═════ COLLECTED MATERIAL

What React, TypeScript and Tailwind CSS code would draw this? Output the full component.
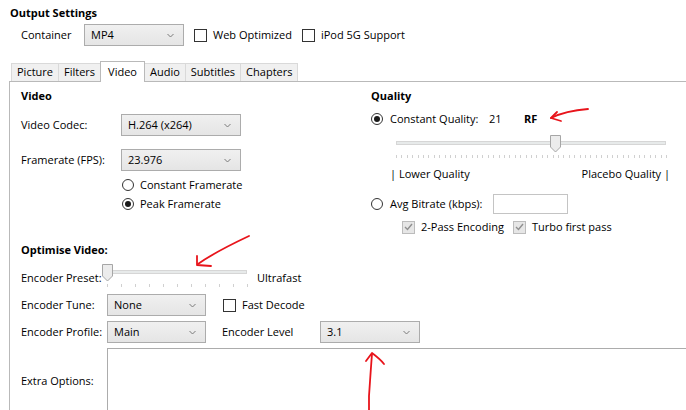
import React from "react";

const font = "font-['Open_Sans','Noto_Sans',sans-serif]";

function Chevron() {
  return (
    <svg width="7" height="5" viewBox="0 0 7 5" className="shrink-0">
      <path d="M0.5 1 L3.5 4 L6.5 1" fill="none" stroke="#7a7a7a" strokeWidth="1" />
    </svg>
  );
}

function Combo({ value, width }: { value: string; width: string }) {
  return (
    <div
      className={`${width} h-[22px] flex items-center justify-between pl-[6px] pr-[9px] border border-[#acacac] bg-gradient-to-b from-[#f0f0f0] to-[#e5e5e5]`}
    >
      <span>{value}</span>
      <Chevron />
    </div>
  );
}

function Check({ checked = false, disabled = false }: { checked?: boolean; disabled?: boolean }) {
  return (
    <div
      className={`w-[13px] h-[13px] border flex items-center justify-center ${
        disabled ? "border-[#bcbcbc] bg-[#e6e6e6]" : "border-[#333333] bg-white"
      }`}
    >
      {checked && (
        <svg width="9" height="8" viewBox="0 0 9 8">
          <path d="M1 4 L3.5 6.5 L8 1" fill="none" stroke={disabled ? "#8f8f8f" : "#222"} strokeWidth="1.4" />
        </svg>
      )}
    </div>
  );
}

function Radio({ checked = false }: { checked?: boolean }) {
  return (
    <div className="w-[12px] h-[12px] rounded-full border border-[#333333] bg-white flex items-center justify-center">
      {checked && <div className="w-[6px] h-[6px] rounded-full bg-[#1a1a1a]" />}
    </div>
  );
}

function Thumb() {
  return (
    <svg width="11" height="18" viewBox="0 0 11 18">
      <path d="M0.5 0.5 H10.5 V12 L5.5 17 L0.5 12 Z" fill="#ececec" stroke="#a6a6a6" />
    </svg>
  );
}

function Slider({ width, ticks, pos }: { width: number; ticks: number; pos: number }) {
  const trackW = width - 10;
  return (
    <div className="relative h-[24px]" style={{ width }}>
      <div className="absolute left-[5px] top-[7px] h-[4px] bg-[#e7eaea] border border-[#d6d6d6]" style={{ width: trackW }} />
      <div className="absolute top-[1px]" style={{ left: Math.round(pos * trackW) }}>
        <Thumb />
      </div>
      {Array.from({ length: ticks }).map((_, i) => (
        <div
          key={i}
          className="absolute top-[21px] w-px h-[3px] bg-[#d0d0d0]"
          style={{ left: 5 + Math.round((i * trackW) / (ticks - 1)) }}
        />
      ))}
    </div>
  );
}

const tabs = ["Picture", "Filters", "Video", "Audio", "Subtitles", "Chapters"];

export default function App() {
  return (
    <div className={`relative w-[686px] h-[410px] overflow-hidden bg-white text-[11px] text-black ${font}`}>
      {/* Output settings header */}
      <div className="pl-[10px] pt-[5px] h-[20px] font-bold">Output Settings</div>
      <div className="flex items-center pl-[21px] h-[22px] mt-[4px]">
        <span className="w-[63px]">Container</span>
        <Combo value="MP4" width="w-[100px]" />
        <div className="ml-[10px]"><Check /></div>
        <span className="ml-[6px]">Web Optimized</span>
        <div className="ml-[10px]"><Check /></div>
        <span className="ml-[6px]">iPod 5G Support</span>
      </div>

      {/* Tab strip */}
      <div className="flex items-end pl-[11px] mt-[15px] h-[20px]">
        {tabs.map((t) => (
          <div
            key={t}
            className={
              t === "Video"
                ? "relative z-10 -mb-px h-[21px] -ml-px px-[7px] flex items-center bg-white border border-b-0 border-[#b9b9b9]"
                : "h-[18px] -ml-px first:ml-0 px-[5px] flex items-center bg-[#f0f0f0] border border-b-0 border-[#d9d9d9]"
            }
          >
            {t}
          </div>
        ))}
      </div>

      {/* Tab page */}
      <div className="ml-[9px] w-[700px] h-[340px] border-t border-l border-[#b9b9b9]">
        <div className="flex h-[160px]">
          {/* Video column */}
          <div className="w-[350px] pl-[11px]">
            <div className="h-[16px] mt-[6px] font-bold flex items-center">Video</div>
            <div className="flex items-center h-[22px] mt-[10px]">
              <span className="w-[100px]">Video Codec:</span>
              <Combo value="H.264 (x264)" width="w-[120px]" />
            </div>
            <div className="flex items-center h-[22px] mt-[13px]">
              <span className="w-[100px]">Framerate (FPS):</span>
              <Combo value="23.976" width="w-[120px]" />
            </div>
            <div className="flex items-center h-[14px] mt-[7px] pl-[101px] gap-[6px]">
              <Radio />
              <span>Constant Framerate</span>
            </div>
            <div className="flex items-center h-[14px] mt-[5px] pl-[101px] gap-[6px]">
              <Radio checked />
              <span>Peak Framerate</span>
            </div>
          </div>

          {/* Quality column */}
          <div className="pl-[11px]">
            <div className="h-[16px] mt-[6px] font-bold flex items-center">Quality</div>
            <div className="flex items-center h-[14px] mt-[8px]">
              <Radio checked />
              <span className="ml-[7px] w-[99px]">Constant Quality:</span>
              <span className="w-[35px]">21</span>
              <span className="font-bold">RF</span>
            </div>
            <div className="mt-[8px] ml-[20px]">
              <Slider width={280} ticks={51} pos={0.588} />
            </div>
            <div className="flex items-center justify-between h-[14px] mt-[9px] ml-[19px] w-[280px]">
              <span>| Lower Quality</span>
              <span>Placebo Quality |</span>
            </div>
            <div className="flex items-center h-[20px] mt-[13px]">
              <Radio />
              <span className="ml-[7px] w-[103px]">Avg Bitrate (kbps):</span>
              <div className="w-[75px] h-[20px] border border-[#c4c4c4] bg-white" />
            </div>
            <div className="flex items-center h-[14px] mt-[6px] ml-[31px]">
              <Check checked disabled />
              <span className="ml-[6px]">2-Pass Encoding</span>
              <div className="ml-[9px]"><Check checked disabled /></div>
              <span className="ml-[6px]">Turbo first pass</span>
            </div>
          </div>
        </div>

        {/* Encoder options */}
        <div className="pl-[11px]">
          <div className="h-[16px] font-bold flex items-center">Optimise Video:</div>
          <div className="flex items-start h-[24px] mt-[5px]">
            <span className="w-[81px] mt-[7px]">Encoder Preset:</span>
            <Slider width={150} ticks={11} pos={0} />
            <span className="ml-[5px] mt-[7px]">Ultrafast</span>
          </div>
          <div className="flex items-center h-[22px] mt-[7px]">
            <span className="w-[86px]">Encoder Tune:</span>
            <Combo value="None" width="w-[99px]" />
            <div className="ml-[17px]"><Check /></div>
            <span className="ml-[6px]">Fast Decode</span>
          </div>
          <div className="flex items-center h-[22px] mt-[5px]">
            <span className="w-[86px]">Encoder Profile:</span>
            <Combo value="Main" width="w-[99px]" />
            <span className="ml-[16px] w-[98px]">Encoder Level</span>
            <Combo value="3.1" width="w-[100px]" />
          </div>
          <div className="flex mt-[5px]">
            <span className="w-[86px] mt-[25px]">Extra Options:</span>
            <div className="w-[600px] h-[80px] border border-[#acacac] bg-white" />
          </div>
        </div>
      </div>

      {/* Red hand-drawn annotation arrows */}
      <svg className="absolute inset-0 pointer-events-none" width="686" height="410">
        <g fill="none" stroke="#e8141b" strokeWidth="1.8" strokeLinecap="round" strokeLinejoin="round">
          <path d="M588 109 C575 110 561 113 551 118" />
          <path d="M557 112 L551 118 L561 121" />
          <path d="M249 236 C232 244 212 254 198 264" />
          <path d="M197 256 L197 265 L211 266" />
          <path d="M369 410 L369 396 C370 382 371 366 372 354" />
          <path d="M366 361 L372 353 C376 356 381 360 384 364" />
        </g>
      </svg>
    </div>
  );
}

══════════

WRITTEN REQUEST
Retype the listing exactly. Pictures do not belong in the copy.

TASK RESPONSE
What React, TypeScript and Tailwind CSS code would draw this? Output the full component.
import React from "react";

const font = "font-['Open_Sans','Noto_Sans',sans-serif]";

function Chevron() {
  return (
    <svg width="7" height="5" viewBox="0 0 7 5" className="shrink-0">
      <path d="M0.5 1 L3.5 4 L6.5 1" fill="none" stroke="#7a7a7a" strokeWidth="1" />
    </svg>
  );
}

function Combo({ value, width }: { value: string; width: string }) {
  return (
    <div
      className={`${width} h-[22px] flex items-center justify-between pl-[6px] pr-[9px] border border-[#acacac] bg-gradient-to-b from-[#f0f0f0] to-[#e5e5e5]`}
    >
      <span>{value}</span>
      <Chevron />
    </div>
  );
}

function Check({ checked = false, disabled = false }: { checked?: boolean; disabled?: boolean }) {
  return (
    <div
      className={`w-[13px] h-[13px] border flex items-center justify-center ${
        disabled ? "border-[#bcbcbc] bg-[#e6e6e6]" : "border-[#333333] bg-white"
      }`}
    >
      {checked && (
        <svg width="9" height="8" viewBox="0 0 9 8">
          <path d="M1 4 L3.5 6.5 L8 1" fill="none" stroke={disabled ? "#8f8f8f" : "#222"} strokeWidth="1.4" />
        </svg>
      )}
    </div>
  );
}

function Radio({ checked = false }: { checked?: boolean }) {
  return (
    <div className="w-[12px] h-[12px] rounded-full border border-[#333333] bg-white flex items-center justify-center">
      {checked && <div className="w-[6px] h-[6px] rounded-full bg-[#1a1a1a]" />}
    </div>
  );
}

function Thumb() {
  return (
    <svg width="11" height="18" viewBox="0 0 11 18">
      <path d="M0.5 0.5 H10.5 V12 L5.5 17 L0.5 12 Z" fill="#ececec" stroke="#a6a6a6" />
    </svg>
  );
}

function Slider({ width, ticks, pos }: { width: number; ticks: number; pos: number }) {
  const trackW = width - 10;
  return (
    <div className="relative h-[24px]" style={{ width }}>
      <div className="absolute left-[5px] top-[7px] h-[4px] bg-[#e7eaea] border border-[#d6d6d6]" style={{ width: trackW }} />
      <div className="absolute top-[1px]" style={{ left: Math.round(pos * trackW) }}>
        <Thumb />
      </div>
      {Array.from({ length: ticks }).map((_, i) => (
        <div
          key={i}
          className="absolute top-[21px] w-px h-[3px] bg-[#d0d0d0]"
          style={{ left: 5 + Math.round((i * trackW) / (ticks - 1)) }}
        />
      ))}
    </div>
  );
}

const tabs = ["Picture", "Filters", "Video", "Audio", "Subtitles", "Chapters"];

export default function App() {
  return (
    <div className={`relative w-[686px] h-[410px] overflow-hidden bg-white text-[11px] text-black ${font}`}>
      {/* Output settings header */}
      <div className="pl-[10px] pt-[5px] h-[20px] font-bold">Output Settings</div>
      <div className="flex items-center pl-[21px] h-[22px] mt-[4px]">
        <span className="w-[63px]">Container</span>
        <Combo value="MP4" width="w-[100px]" />
        <div className="ml-[10px]"><Check /></div>
        <span className="ml-[6px]">Web Optimized</span>
        <div className="ml-[10px]"><Check /></div>
        <span className="ml-[6px]">iPod 5G Support</span>
      </div>

      {/* Tab strip */}
      <div className="flex items-end pl-[11px] mt-[15px] h-[20px]">
        {tabs.map((t) => (
          <div
            key={t}
            className={
              t === "Video"
                ? "relative z-10 -mb-px h-[21px] -ml-px px-[7px] flex items-center bg-white border border-b-0 border-[#b9b9b9]"
                : "h-[18px] -ml-px first:ml-0 px-[5px] flex items-center bg-[#f0f0f0] border border-b-0 border-[#d9d9d9]"
            }
          >
            {t}
          </div>
        ))}
      </div>

      {/* Tab page */}
      <div className="ml-[9px] w-[700px] h-[340px] border-t border-l border-[#b9b9b9]">
        <div className="flex h-[160px]">
          {/* Video column */}
          <div className="w-[350px] pl-[11px]">
            <div className="h-[16px] mt-[6px] font-bold flex items-center">Video</div>
            <div className="flex items-center h-[22px] mt-[10px]">
              <span className="w-[100px]">Video Codec:</span>
              <Combo value="H.264 (x264)" width="w-[120px]" />
            </div>
            <div className="flex items-center h-[22px] mt-[13px]">
              <span className="w-[100px]">Framerate (FPS):</span>
              <Combo value="23.976" width="w-[120px]" />
            </div>
            <div className="flex items-center h-[14px] mt-[7px] pl-[101px] gap-[6px]">
              <Radio />
              <span>Constant Framerate</span>
            </div>
            <div className="flex items-center h-[14px] mt-[5px] pl-[101px] gap-[6px]">
              <Radio checked />
              <span>Peak Framerate</span>
            </div>
          </div>

          {/* Quality column */}
          <div className="pl-[11px]">
            <div className="h-[16px] mt-[6px] font-bold flex items-center">Quality</div>
            <div className="flex items-center h-[14px] mt-[8px]">
              <Radio checked />
              <span className="ml-[7px] w-[99px]">Constant Quality:</span>
              <span className="w-[35px]">21</span>
              <span className="font-bold">RF</span>
            </div>
            <div className="mt-[8px] ml-[20px]">
              <Slider width={280} ticks={51} pos={0.588} />
            </div>
            <div className="flex items-center justify-between h-[14px] mt-[9px] ml-[19px] w-[280px]">
              <span>| Lower Quality</span>
              <span>Placebo Quality |</span>
            </div>
            <div className="flex items-center h-[20px] mt-[13px]">
              <Radio />
              <span className="ml-[7px] w-[103px]">Avg Bitrate (kbps):</span>
              <div className="w-[75px] h-[20px] border border-[#c4c4c4] bg-white" />
            </div>
            <div className="flex items-center h-[14px] mt-[6px] ml-[31px]">
              <Check checked disabled />
              <span className="ml-[6px]">2-Pass Encoding</span>
              <div className="ml-[9px]"><Check checked disabled /></div>
              <span className="ml-[6px]">Turbo first pass</span>
            </div>
          </div>
        </div>

        {/* Encoder options */}
        <div className="pl-[11px]">
          <div className="h-[16px] font-bold flex items-center">Optimise Video:</div>
          <div className="flex items-start h-[24px] mt-[5px]">
            <span className="w-[81px] mt-[7px]">Encoder Preset:</span>
            <Slider width={150} ticks={11} pos={0} />
            <span className="ml-[5px] mt-[7px]">Ultrafast</span>
          </div>
          <div className="flex items-center h-[22px] mt-[7px]">
            <span className="w-[86px]">Encoder Tune:</span>
            <Combo value="None" width="w-[99px]" />
            <div className="ml-[17px]"><Check /></div>
            <span className="ml-[6px]">Fast Decode</span>
          </div>
          <div className="flex items-center h-[22px] mt-[5px]">
            <span className="w-[86px]">Encoder Profile:</span>
            <Combo value="Main" width="w-[99px]" />
            <span className="ml-[16px] w-[98px]">Encoder Level</span>
            <Combo value="3.1" width="w-[100px]" />
          </div>
          <div className="flex mt-[5px]">
            <span className="w-[86px] mt-[25px]">Extra Options:</span>
            <div className="w-[600px] h-[80px] border border-[#acacac] bg-white" />
          </div>
        </div>
      </div>

      {/* Red hand-drawn annotation arrows */}
      <svg className="absolute inset-0 pointer-events-none" width="686" height="410">
        <g fill="none" stroke="#e8141b" strokeWidth="1.8" strokeLinecap="round" strokeLinejoin="round">
          <path d="M588 109 C575 110 561 113 551 118" />
          <path d="M557 112 L551 118 L561 121" />
          <path d="M249 236 C232 244 212 254 198 264" />
          <path d="M197 256 L197 265 L211 266" />
          <path d="M369 410 L369 396 C370 382 371 366 372 354" />
          <path d="M366 361 L372 353 C376 356 381 360 384 364" />
        </g>
      </svg>
    </div>
  );
}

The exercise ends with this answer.